Running a symmetrical simulation

The fascination of inflatable membrane structures has stayed with me, and I am now back at them again - this time for my doctoral thesis. So the first step is to understand the tools and membrane behavior properly, compare different simulation approaches (Kangaroo vs. FEM) with each other and with reality.

Starting with the simplest of cases, a square, I already get some strange results. I picked a quarter symmetrical part and applied the support conditions mentioned above. Along the symmetry planes, there are discontinuities: An outward kink along XZ-plane and an inward kink along the YZ-plane. Normally, the result should be a continuous surface…

Did I miss somthing here?

230215_inflation.gh (48.8 KB)

Thank you for your great response btw, I somehow missed it… Have to read it again, as I did not get everything 100% yet.

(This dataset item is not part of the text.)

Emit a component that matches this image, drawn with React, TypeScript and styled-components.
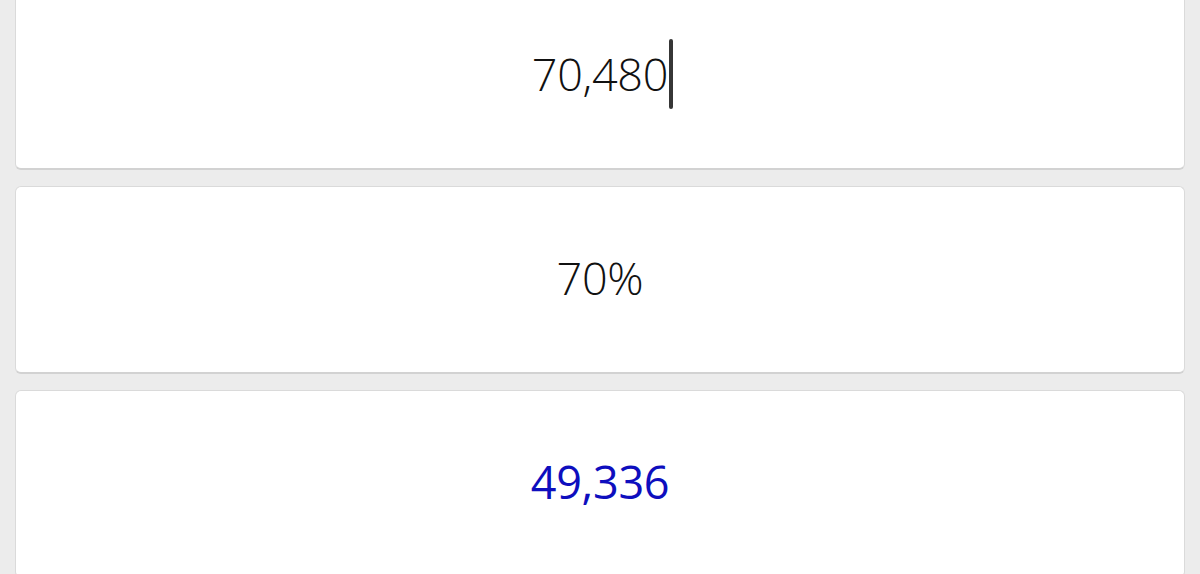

Cheers!!! :building_construction:

Hi @rudolf.neumerkel

One thing to watch out for is that the pressure, volume and wind goals work on triangulated meshes.
If you give it a quad mesh, it will just use a default triangulation, and if the diagonals are all pointing the same way that can give a tiny directional bias to the simulation.
If instead you use a symmetrical triangulation, such as with Stellate from Weaverbird (with zero offset), you can avoid this.
Also, after mirroring the result, check whether your meshes have aligned and welded verts - even if the geometry is symmetrical and smooth across the join, if the meshes aren’t welded, the difference in normals will appear as a kink in renders.
Finally, make sure the directional anchors are strong enough.
With these changes the result is smooth
230215_inflation2.gh (46.8 KB)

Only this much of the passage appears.